Isomorphisms and indeterminates
If you have conversions a -> b, b -> a
, you have
isomorphic objects. Theoretically if b
is some common
representation, then you can convert any other
representation of that object to any other incommon
representation.
The type conversion can be pinpointed with indeterminates. For example, if you wanted to transform imaginary number into a polynomial, you would substitute the imaginary value with the polynomial of your choice. In this case you could select the indeterminate for substitution and give it some value to substitute.

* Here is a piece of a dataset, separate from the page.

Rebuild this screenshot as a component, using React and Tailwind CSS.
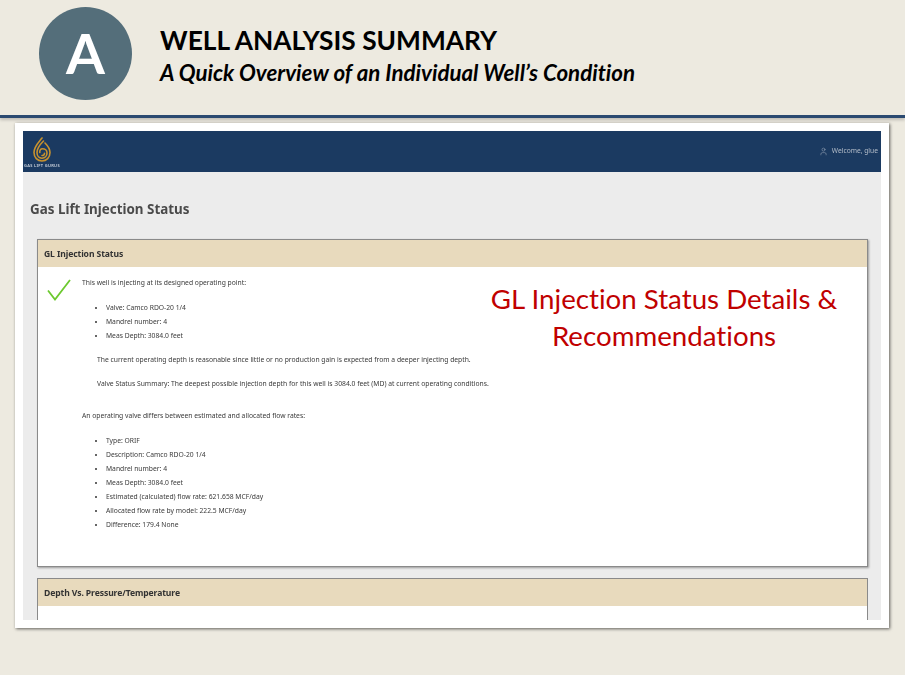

In the similar way, one could change between sparse and dense representation of polynomials or matrices. These would require explicit conversions, but would not intefere with use where you don't have imaginary or polynomial values.
Subtyping and Coercion
There have been research papers proposing that implicit coercion could be represented as subtyping. Although coercion can be treated as subtyping, I think that coercion is not subtyping.
Subtyping means that object satisfies constraints as it stands whereas coercion requires that there are points where the conversion happens. Object being coerced both gains properties it did not have and loses those that it had.
I'm not comfortable with the idea that the imag(5)
would
return 0
instead of a type error. At least for now.
Next
I am intending to turn this theory into a working prototype within the next two weeks. I may end up being interrupted by surprises so it's not certain that I get this technique implemented by then, but that's the goal.
I am going to post this to lobters because I'd like to get some visibility for these ideas, and I could use some feedback from people who have tried to solve this kind of a problem.